EXERCISE: Lines that contain the string "index" are to be copied; leave out all others.

SOURCE MATERIAL:
==================================================

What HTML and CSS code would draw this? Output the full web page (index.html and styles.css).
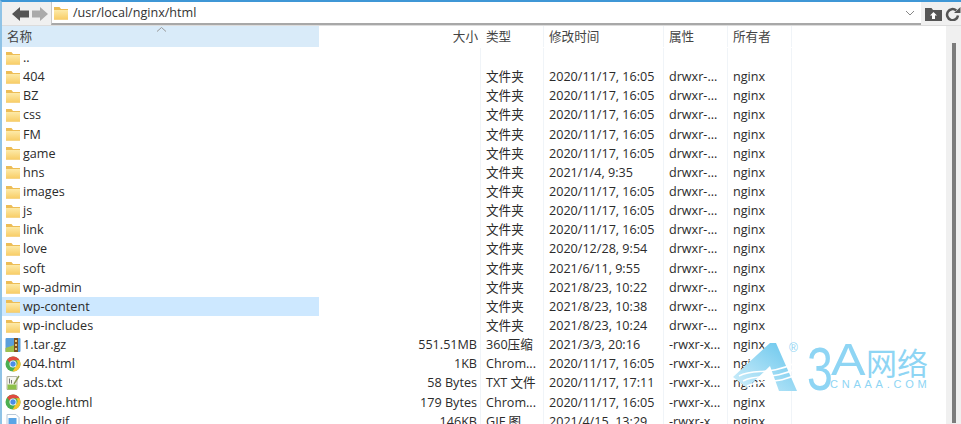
FILE: index.html
```html
<!DOCTYPE html>
<html lang="en">
<head>
    <meta charset="UTF-8">
    <meta name="viewport" content="width=device-width, initial-scale=1.0">
    <title>/usr/local/nginx/html</title>
    <link rel="stylesheet" href="styles.css">
</head>
<body>
    <svg class="defs" width="0" height="0">
        <defs>
            <linearGradient id="folderFill" x1="0" y1="0" x2="0" y2="1">
                <stop offset="0" stop-color="#fdeaa8"/>
                <stop offset="1" stop-color="#f8cd66"/>
            </linearGradient>
            <linearGradient id="logoFill" x1="0" y1="1" x2="1" y2="0">
                <stop offset="0" stop-color="#d4f0fb"/>
                <stop offset="1" stop-color="#63c4ec"/>
            </linearGradient>
            <symbol id="folder" viewBox="0 0 16 16">
                <path d="M1 2h5.500l1.500 2h7v10.500H1z" fill="#edbd55"/>
                <path d="M1 5h14v9.500H1z" fill="url(#folderFill)"/>
            </symbol>
            <symbol id="zip" viewBox="0 0 16 16">
                <rect x="0.500" y="1" width="15" height="14" rx="1" fill="#5a9fdc"/>
                <path d="M0.500 11l9-3v7h-9z" fill="#9cc04e"/>
                <rect x="9" y="1" width="4" height="14" fill="#7d5220"/>
                <rect x="10" y="3" width="2" height="2" fill="#e8c878"/>
                <rect x="10" y="7" width="2" height="2" fill="#e8c878"/>
                <rect x="10" y="11" width="2" height="2" fill="#e8c878"/>
            </symbol>
            <symbol id="chrome" viewBox="0 0 16 16">
                <circle cx="8" cy="8" r="7.500" fill="#4caf50"/>
                <path d="M8 .5a7.500 7.500 0 0 1 6.500 3.750H8a3.750 3.750 0 0 0-3.400 2.200L2.100 3.400A7.500 7.500 0 0 1 8 .5z" fill="#e04a3f"/>
                <path d="M14.500 4.250A7.500 7.500 0 0 1 7.500 15.500l3.300-5.200a3.750 3.750 0 0 0 .4-6.050z" fill="#f7c52d"/>
                <circle cx="8" cy="8" r="3.500" fill="#fff"/>
                <circle cx="8" cy="8" r="2.700" fill="#4a8de8"/>
            </symbol>
            <symbol id="txt" viewBox="0 0 16 16">
                <path d="M2 1.500h10v13H2z" fill="#f5f5ee" stroke="#b5b5a8"/>
                <path d="M2.500 9.500h9v5h-9z" fill="#8cc04a"/>
                <path d="M4.500 3.500v5M6.500 5v3.500" stroke="#777" fill="none"/>
                <path d="M9 9l5-8" stroke="#8a9a50" stroke-width="1.500" fill="none"/>
            </symbol>
            <symbol id="gif" viewBox="0 0 16 16">
                <path d="M2 1.500h9l3 3v10H2z" fill="#fff" stroke="#b8c8d8"/>
                <rect x="3.500" y="5" width="8" height="6" fill="#5aa5e6"/>
            </symbol>
        </defs>
    </svg>

    <div class="window">
        <div class="toolbar">
            <svg class="nav-arrows" width="36" height="14" viewBox="0 0 36 14">
                <path d="M0 7l8-7v3.500h9v7H8V14z" fill="#555"/>
                <path d="M36 7l-8-7v3.500h-8v7h8V14z" fill="#aaa"/>
            </svg>
            <div class="path-box">
                <svg class="icon" width="16" height="16"><use href="#folder"/></svg>
                <span class="path-text">/usr/local/nginx/html</span>
                <svg class="chevron" width="10" height="6" viewBox="0 0 10 6"><path d="M1 1l4 4 4-4" fill="none" stroke="#888"/></svg>
            </div>
            <svg class="tool-icon folder-up" width="17" height="14" viewBox="0 0 17 14">
                <path d="M0 1h6.500l1.500 2h9v11H0z" fill="#555"/>
                <path d="M8.500 5l3.500 3.500H10V12H7V8.500H5z" fill="#fff"/>
            </svg>
            <svg class="tool-icon refresh" width="16" height="14" viewBox="0 0 16 14">
                <path d="M13 8.500a5.500 5.500 0 1 1-1.800-5" fill="none" stroke="#555" stroke-width="2.500"/>
                <path d="M9 6h6.500V0z" fill="#555"/>
            </svg>
        </div>

        <div class="content">
            <div class="list">
                <div class="row head">
                    <div class="cell name sorted">名称<svg class="sort" width="11" height="5" viewBox="0 0 11 5"><path d="M1 4.500l4.500-4 4.500 4" fill="none" stroke="#999"/></svg></div>
                    <div class="cell size">大小</div>
                    <div class="cell">类型</div>
                    <div class="cell">修改时间</div>
                    <div class="cell">属性</div>
                    <div class="cell">所有者</div>
                </div>
                <div class="row"><div class="cell name"><svg class="icon" width="16" height="16"><use href="#folder"/></svg>..</div><div class="cell size"></div><div class="cell"></div><div class="cell"></div><div class="cell"></div><div class="cell"></div></div>
                <div class="row"><div class="cell name"><svg class="icon" width="16" height="16"><use href="#folder"/></svg>404</div><div class="cell size"></div><div class="cell">文件夹</div><div class="cell">2020/11/17, 16:05</div><div class="cell">drwxr-...</div><div class="cell">nginx</div></div>
                <div class="row"><div class="cell name"><svg class="icon" width="16" height="16"><use href="#folder"/></svg>BZ</div><div class="cell size"></div><div class="cell">文件夹</div><div class="cell">2020/11/17, 16:05</div><div class="cell">drwxr-...</div><div class="cell">nginx</div></div>
                <div class="row"><div class="cell name"><svg class="icon" width="16" height="16"><use href="#folder"/></svg>css</div><div class="cell size"></div><div class="cell">文件夹</div><div class="cell">2020/11/17, 16:05</div><div class="cell">drwxr-...</div><div class="cell">nginx</div></div>
                <div class="row"><div class="cell name"><svg class="icon" width="16" height="16"><use href="#folder"/></svg>FM</div><div class="cell size"></div><div class="cell">文件夹</div><div class="cell">2020/11/17, 16:05</div><div class="cell">drwxr-...</div><div class="cell">nginx</div></div>
                <div class="row"><div class="cell name"><svg class="icon" width="16" height="16"><use href="#folder"/></svg>game</div><div class="cell size"></div><div class="cell">文件夹</div><div class="cell">2020/11/17, 16:05</div><div class="cell">drwxr-...</div><div class="cell">nginx</div></div>
                <div class="row"><div class="cell name"><svg class="icon" width="16" height="16"><use href="#folder"/></svg>hns</div><div class="cell size"></div><div class="cell">文件夹</div><div class="cell">2021/1/4, 9:35</div><div class="cell">drwxr-...</div><div class="cell">nginx</div></div>
                <div class="row"><div class="cell name"><svg class="icon" width="16" height="16"><use href="#folder"/></svg>images</div><div class="cell size"></div><div class="cell">文件夹</div><div class="cell">2020/11/17, 16:05</div><div class="cell">drwxr-...</div><div class="cell">nginx</div></div>
                <div class="row"><div class="cell name"><svg class="icon" width="16" height="16"><use href="#folder"/></svg>js</div><div class="cell size"></div><div class="cell">文件夹</div><div class="cell">2020/11/17, 16:05</div><div class="cell">drwxr-...</div><div class="cell">nginx</div></div>
                <div class="row"><div class="cell name"><svg class="icon" width="16" height="16"><use href="#folder"/></svg>link</div><div class="cell size"></div><div class="cell">文件夹</div><div class="cell">2020/11/17, 16:05</div><div class="cell">drwxr-...</div><div class="cell">nginx</div></div>
                <div class="row"><div class="cell name"><svg class="icon" width="16" height="16"><use href="#folder"/></svg>love</div><div class="cell size"></div><div class="cell">文件夹</div><div class="cell">2020/12/28, 9:54</div><div class="cell">drwxr-...</div><div class="cell">nginx</div></div>
                <div class="row"><div class="cell name"><svg class="icon" width="16" height="16"><use href="#folder"/></svg>soft</div><div class="cell size"></div><div class="cell">文件夹</div><div class="cell">2021/6/11, 9:55</div><div class="cell">drwxr-...</div><div class="cell">nginx</div></div>
                <div class="row"><div class="cell name"><svg class="icon" width="16" height="16"><use href="#folder"/></svg>wp-admin</div><div class="cell size"></div><div class="cell">文件夹</div><div class="cell">2021/8/23, 10:22</div><div class="cell">drwxr-...</div><div class="cell">nginx</div></div>
                <div class="row"><div class="cell name selected"><svg class="icon" width="16" height="16"><use href="#folder"/></svg>wp-content</div><div class="cell size"></div><div class="cell">文件夹</div><div class="cell">2021/8/23, 10:38</div><div class="cell">drwxr-...</div><div class="cell">nginx</div></div>
                <div class="row"><div class="cell name"><svg class="icon" width="16" height="16"><use href="#folder"/></svg>wp-includes</div><div class="cell size"></div><div class="cell">文件夹</div><div class="cell">2021/8/23, 10:24</div><div class="cell">drwxr-...</div><div class="cell">nginx</div></div>
                <div class="row"><div class="cell name"><svg class="icon" width="16" height="16"><use href="#zip"/></svg>1.tar.gz</div><div class="cell size">551.51MB</div><div class="cell">360压缩</div><div class="cell">2021/3/3, 20:16</div><div class="cell">-rwxr-x...</div><div class="cell">nginx</div></div>
                <div class="row"><div class="cell name"><svg class="icon" width="16" height="16"><use href="#chrome"/></svg>404.html</div><div class="cell size">1KB</div><div class="cell">Chrom...</div><div class="cell">2020/11/17, 16:05</div><div class="cell">-rwxr-x...</div><div class="cell">nginx</div></div>
                <div class="row"><div class="cell name"><svg class="icon" width="16" height="16"><use href="#txt"/></svg>ads.txt</div><div class="cell size">58 Bytes</div><div class="cell">TXT 文件</div><div class="cell">2020/11/17, 17:11</div><div class="cell">-rwxr-x...</div><div class="cell">nginx</div></div>
                <div class="row"><div class="cell name"><svg class="icon" width="16" height="16"><use href="#chrome"/></svg>google.html</div><div class="cell size">179 Bytes</div><div class="cell">Chrom...</div><div class="cell">2020/11/17, 16:05</div><div class="cell">-rwxr-x...</div><div class="cell">nginx</div></div>
                <div class="row"><div class="cell name"><svg class="icon" width="16" height="16"><use href="#gif"/></svg>hello.gif</div><div class="cell size">146KB</div><div class="cell">GIF 图</div><div class="cell">2021/4/15, 13:29</div><div class="cell">-rwxr-x...</div><div class="cell">nginx</div></div>
            </div>
            <div class="scrollbar"><div class="thumb"></div></div>
        </div>
    </div>

    <!-- watermark sits over the list -->
    <div class="watermark">
        <svg class="wm-logo" width="66" height="50" viewBox="0 0 66 50">
            <path d="M0 35L37 1h6l21 48H46L37 24 14 46z" fill="url(#logoFill)"/>
            <path d="M6 34c16-8 30 0 56-13M10 39c16-8 30 0 54-13M14 44c16-8 30 0 52-13" fill="none" stroke="#fff" stroke-width="1.500"/>
        </svg>
        <span class="wm-reg">®</span>
        <span class="wm-three">3</span>
        <div class="wm-words">
            <div class="wm-title"><span class="wm-a">A</span>网络</div>
            <span class="wm-sub">CNAAA.COM</span>
        </div>
    </div>
</body>
</html>
```

FILE: styles.css
```css
* {
    box-sizing: border-box;
}

body {
    margin: 0;
    width: 961px;
    height: 424px;
    overflow: hidden;
    position: relative;
    background: #fff;
    color: #2b2b2b;
    font-family: "Open Sans", "Noto Sans CJK SC", sans-serif;
    font-size: 12.6px;
}

.defs {
    position: absolute;
}

.window {
    height: 424px;
    display: flex;
    flex-direction: column;
    border-top: 2px solid #3f97d6;
    border-left: 2px solid #8fc3e6;
}

.toolbar {
    height: 24px;
    flex: none;
    display: flex;
    align-items: center;
    background: #f0f0f0;
    border-bottom: 1px solid #dcdcdc;
}

.nav-arrows {
    margin: 0 3px 0 10px;
}

.path-box {
    width: 870px;
    height: 23px;
    display: flex;
    align-items: center;
    padding: 0 6px 0 1px;
    background: #fff;
    border-bottom: 2px solid #a8a8a8;
    border-left: 1px solid #c8c8c8;
}

.path-text {
    flex: 1;
    margin-left: 2px;
    color: #333;
}

.folder-up {
    margin-left: 4px;
}

.refresh {
    margin-left: 3px;
}

.content {
    flex: 1;
    display: flex;
    min-height: 0;
}

.list {
    flex: 1;
    overflow: hidden;
}

.row {
    display: grid;
    grid-template-columns: 317px 162px 63px 120px 64px 64px;
    height: 19.15px;
    line-height: 19px;
}

.row.head {
    height: 21px;
    line-height: 21px;
    margin-bottom: 1px;
    color: #444;
}

.cell {
    padding-left: 5px;
    white-space: nowrap;
    overflow: hidden;
    border-right: 1px solid #f0f4f8;
}

.cell.name {
    display: flex;
    align-items: center;
    position: relative;
    padding-left: 3px;
    border-right: none;
}

.cell.size {
    padding: 0 3px 0 0;
    text-align: right;
}

.head .cell.size {
    border-right: none;
}

.head .cell.name {
    padding-left: 5px;
}

.sorted {
    background: #d9ebf9;
}

.selected {
    background: #cde8ff;
}

.sort {
    position: absolute;
    left: 154px;
    top: 1px;
}

.icon {
    flex: none;
    margin-right: 2px;
}

.scrollbar {
    width: 15px;
    flex: none;
    display: flex;
    justify-content: center;
    padding-top: 17px;
    background: #f0f0f0;
}

.thumb {
    width: 4px;
    height: 380px;
    background: #7c7c7c;
}

.watermark {
    position: absolute;
    left: 733px;
    top: 342px;
    display: flex;
    color: #8ed5f4;
    font-family: "Liberation Sans", "Noto Sans CJK SC", sans-serif;
    pointer-events: none;
}

.wm-reg {
    position: absolute;
    left: 56px;
    top: -1px;
    font-size: 12px;
}

.wm-three {
    flex: none;
    width: 32px;
    margin-left: 8px;
    font-size: 62px;
    line-height: 54px;
    transform: scaleX(.75);
    transform-origin: left;
}

.wm-words {
    display: flex;
    flex-direction: column;
    padding-top: 2px;
    margin-left: -8px;
}

.wm-title {
    display: flex;
    align-items: baseline;
    height: 31px;
    font-size: 31px;
    line-height: 31px;
}

.wm-a {
    width: 35px;
    font-size: 45px;
    transform: scaleX(1.15);
    transform-origin: left;
}

.wm-sub {
    margin-top: 3px;
    margin-left: -1px;
    font-size: 11px;
    line-height: 12px;
    letter-spacing: 3.750px;
}
```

==================================================

RESULT OF THIS EXERCISE:
What HTML and CSS code would draw this? Output the full web page (index.html and styles.css).
FILE: index.html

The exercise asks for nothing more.